## [WRITTEN TASK]
Exactly the lines from the start of the data below through the line that contains "import React from" are to be copied, with pictures left out.

## [SUPPLIED DATA]
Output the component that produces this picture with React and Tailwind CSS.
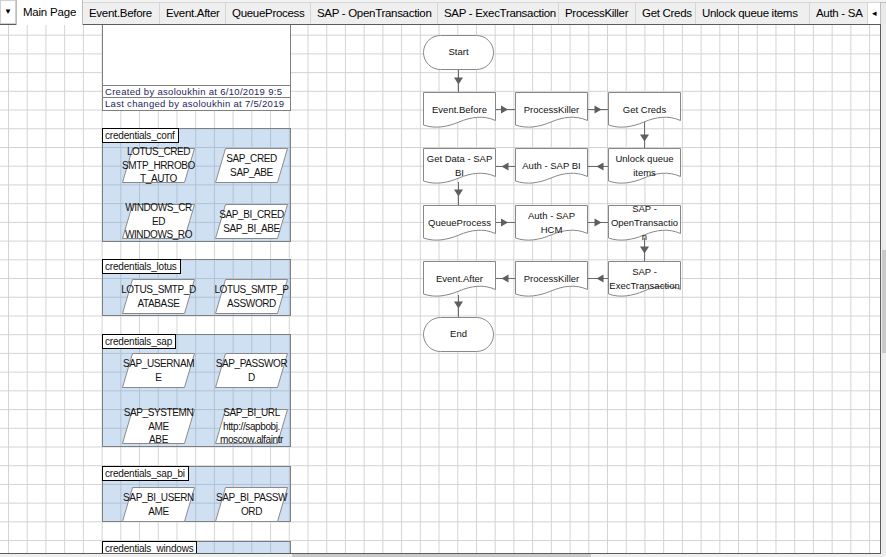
import React from "react";

const tabs = [
  { label: "Event.Before", w: "w-[77px]" },
  { label: "Event.After", w: "w-[66px]" },
  { label: "QueueProcess", w: "w-[85px]" },
  { label: "SAP - OpenTransaction", w: "w-[127px]" },
  { label: "SAP - ExecTransaction", w: "w-[121px]" },
  { label: "ProcessKiller", w: "w-[77px]" },
  { label: "Get Creds", w: "w-[60px]" },
  { label: "Unlock queue items", w: "w-[114px]" },
  { label: "Auth - SA", w: "w-[58px]" },
];

const Para = ({ lines }) => (
  <div className="relative h-[35px] w-[73px]">
    <svg className="absolute inset-0" width="73" height="35">
      <polygon points="10.5,0.5 72.5,0.5 62.5,34.5 0.5,34.5" fill="#fff" stroke="#8a8a8a" />
    </svg>
    <div className="absolute inset-0 flex flex-col items-center justify-center whitespace-nowrap text-center text-[10px] leading-[13.5px] tracking-[-0.4px] text-[#111]">
      {lines.map((l) => (
        <span key={l}>{l}</span>
      ))}
    </div>
  </div>
);

const Group = ({ label, items, h, mt }) => (
  <div className={`border border-[#7f7f7f] bg-[rgba(95,152,215,0.3)] ${h}`}>
    <div className="-ml-px -mt-px h-[15px] w-fit border border-black bg-white pl-[2px] pr-[3px] text-[10px] leading-[13px] tracking-[-0.2px] text-[#111]">
      {label}
    </div>
    <div className={`grid grid-cols-[73px_73px] gap-x-[20px] gap-y-[21px] pl-[19px] ${mt}`}>
      {items.map((it, i) => (
        <Para key={i} lines={it} />
      ))}
    </div>
  </div>
);

const Doc = ({ pos, lines }) => (
  <div className={`absolute h-[37px] w-[73px] ${pos}`}>
    <svg className="absolute inset-0" width="73" height="37">
      <path
        d="M0.5,0.5 H72.5 V28.5 C60,23 48,25 36,30 C24,35 12,37 0.5,33 Z"
        fill="#fff"
        stroke="#888"
      />
    </svg>
    <div className="absolute left-0 top-0 flex h-[35px] w-full flex-col items-center justify-center whitespace-nowrap text-center text-[9.5px] leading-[14px] text-[#111]">
      {lines.map((l) => (
        <span key={l}>{l}</span>
      ))}
    </div>
  </div>
);

const Terminal = ({ pos, label }) => (
  <div
    className={`absolute flex h-[35px] w-[71px] items-center justify-center rounded-full border border-[#888] bg-white text-[9.5px] text-[#111] ${pos}`}
  >
    {label}
  </div>
);

const down = (x, y) => `${x - 4.5},${y - 3.5} ${x + 4.5},${y - 3.5} ${x},${y + 3.5}`;
const right = (x, y) => `${x - 3.5},${y - 4} ${x - 3.5},${y + 4} ${x + 3.5},${y}`;
const left = (x, y) => `${x + 3.5},${y - 4} ${x + 3.5},${y + 4} ${x - 3.5},${y}`;

const Connectors = () => (
  <svg className="pointer-events-none absolute left-0 top-0" width="881" height="529">
    <g stroke="#6b6b6b" strokeWidth="1">
      <line x1="458.5" y1="45" x2="458.5" y2="67" />
      <line x1="495" y1="84.5" x2="515" y2="84.5" />
      <line x1="587" y1="84.5" x2="608" y2="84.5" />
      <line x1="644.5" y1="96" x2="644.5" y2="123" />
      <line x1="495" y1="141.5" x2="515" y2="141.5" />
      <line x1="587" y1="141.5" x2="608" y2="141.5" />
      <line x1="458.5" y1="157" x2="458.5" y2="180" />
      <line x1="495" y1="197.5" x2="515" y2="197.5" />
      <line x1="587" y1="197.5" x2="608" y2="197.5" />
      <line x1="644.5" y1="213" x2="644.5" y2="236" />
      <line x1="495" y1="253.5" x2="515" y2="253.5" />
      <line x1="587" y1="253.5" x2="608" y2="253.5" />
      <line x1="458.5" y1="270" x2="458.5" y2="292" />
    </g>
    <g fill="#5e5e5e">
      <polygon points={down(458.5, 56)} />
      <polygon points={right(504.5, 84.5)} />
      <polygon points={right(598, 84.5)} />
      <polygon points={down(644.5, 113)} />
      <polygon points={left(505, 141.5)} />
      <polygon points={left(600, 141.5)} />
      <polygon points={down(458.5, 168)} />
      <polygon points={right(504.5, 197.5)} />
      <polygon points={right(598, 197.5)} />
      <polygon points={down(644.5, 225)} />
      <polygon points={left(505, 253.5)} />
      <polygon points={left(600, 253.5)} />
      <polygon points={down(458.5, 280)} />
    </g>
  </svg>
);

export default function App() {
  return (
    <div className="h-[557px] w-[886px] overflow-hidden bg-[#f0f0f0] font-['Liberation_Sans',Arial,sans-serif]">
      {/* tab strip */}
      <div className="flex h-[24px] items-end bg-[#f3f3f3]">
        <div className="flex h-[24px] w-[16px] items-center justify-center border border-[#cfcfcf] bg-white text-[8px] text-black">
          ▼
        </div>
        <div className="relative z-10 -mb-px flex h-[25px] w-[67px] items-center justify-center border-x border-[#bdbdbd] bg-white text-[11.5px] tracking-[-0.2px] text-black">
          Main Page
        </div>
        {tabs.map((t) => (
          <div
            key={t.label}
            className={`flex h-[22px] shrink-0 items-center overflow-hidden whitespace-nowrap border-r border-t border-[#d6d6d6] bg-[#efefef] pl-[6px] text-[11.5px] tracking-[-0.3px] text-black ${t.w}`}
          >
            {t.label}
          </div>
        ))}
        <div className="flex h-[22px] w-[12px] items-center justify-center border-t border-[#d6d6d6] bg-white text-[9px] text-black">
          ◂
        </div>
        <div className="h-[22px] flex-1 border-l border-t border-[#bdbdbd] bg-[#e9e9e9]" />
      </div>

      <div className="flex">
        {/* canvas */}
        <div className="relative h-[530px] w-[881px] overflow-hidden border-y border-r border-[#5c5c5c] bg-white bg-[linear-gradient(to_right,#d3d3d3_1px,transparent_1px),linear-gradient(to_bottom,#d3d3d3_1px,transparent_1px)] bg-[size:18.73px_18.73px] bg-[position:8px_9.7px]">
          <div className="ml-[102px] w-[189px]">
            <div className="flex h-[86px] flex-col justify-end border-x border-b border-[#808080] bg-white text-[9.5px] tracking-[0.3px] text-[#261f5e]">
              <div className="h-[12px] overflow-hidden whitespace-nowrap border-t border-[#808080] px-[2px] leading-[11px]">
                Created by asoloukhin at 6/10/2019 9:5
              </div>
              <div className="h-[13px] overflow-hidden whitespace-nowrap border-t border-[#808080] px-[2px] leading-[12px]">
                Last changed by asoloukhin at 7/5/2019
              </div>
            </div>

            <div className="mt-[17px]">
              <Group
                label="credentials_conf"
                h="h-[114px]"
                mt="mt-[5px]"
                items={[
                  ["LOTUS_CRED", "SMTP_HRROBO", "T_AUTO"],
                  ["SAP_CRED", "SAP_ABE"],
                  ["WINDOWS_CR", "ED", "WINDOWS_RO"],
                  ["SAP_BI_CRED", "SAP_BI_ABE"],
                ]}
              />
            </div>
            <div className="mt-[17px]">
              <Group
                label="credentials_lotus"
                h="h-[57px]"
                mt="mt-[5px]"
                items={[
                  ["LOTUS_SMTP_D", "ATABASE"],
                  ["LOTUS_SMTP_P", "ASSWORD"],
                ]}
              />
            </div>
            <div className="mt-[18px]">
              <Group
                label="credentials_sap"
                h="h-[113px]"
                mt="mt-[4px]"
                items={[
                  ["SAP_USERNAM", "E"],
                  ["SAP_PASSWOR", "D"],
                  ["SAP_SYSTEMN", "AME", "ABE"],
                  ["SAP_BI_URL", "http://sapbobj.", "moscow.alfaintr"],
                ]}
              />
            </div>
            <div className="mt-[19px]">
              <Group
                label="credentials_sap_bi"
                h="h-[56px]"
                mt="mt-[6px]"
                items={[
                  ["SAP_BI_USERN", "AME"],
                  ["SAP_BI_PASSW", "ORD"],
                ]}
              />
            </div>
            <div className="mt-[19px]">
              <Group label="credentials_windows" h="h-[60px]" mt="mt-[5px]" items={[]} />
            </div>
          </div>

          {/* flowchart */}
          <Connectors />
          <Terminal pos="left-[423px] top-[10px]" label="Start" />
          <Doc pos="left-[423px] top-[67px]" lines={["Event.Before"]} />
          <Doc pos="left-[515px] top-[67px]" lines={["ProcessKiller"]} />
          <Doc pos="left-[608px] top-[67px]" lines={["Get Creds"]} />
          <Doc pos="left-[423px] top-[123px]" lines={["Get Data - SAP", "BI"]} />
          <Doc pos="left-[515px] top-[123px]" lines={["Auth - SAP BI"]} />
          <Doc pos="left-[608px] top-[123px]" lines={["Unlock queue", "items"]} />
          <Doc pos="left-[423px] top-[180px]" lines={["QueueProcess"]} />
          <Doc pos="left-[515px] top-[180px]" lines={["Auth - SAP", "HCM"]} />
          <Doc pos="left-[608px] top-[180px]" lines={["SAP -", "OpenTransactio", "n"]} />
          <Doc pos="left-[423px] top-[236px]" lines={["Event.After"]} />
          <Doc pos="left-[515px] top-[236px]" lines={["ProcessKiller"]} />
          <Doc pos="left-[608px] top-[236px]" lines={["SAP -", "ExecTransaction"]} />
          <Terminal pos="left-[423px] top-[292px]" label="End" />
        </div>

        {/* vertical scrollbar */}
        <div className="relative h-[530px] w-[5px] bg-[#ececec]">
          <div className="absolute left-[1px] top-[226px] h-[103px] w-[4px] bg-[#c9c9c9]" />
        </div>
      </div>

      {/* horizontal scrollbar */}
      <div className="relative h-[3px] bg-[#efefef]">
        <div className="absolute left-[292px] top-0 h-[3px] w-[299px] bg-[#c9c9c9]" />
      </div>
    </div>
  );
}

## [SOLUTION FOR THIS EXERCISE]
Output the component that produces this picture with React and Tailwind CSS.
import React from "react";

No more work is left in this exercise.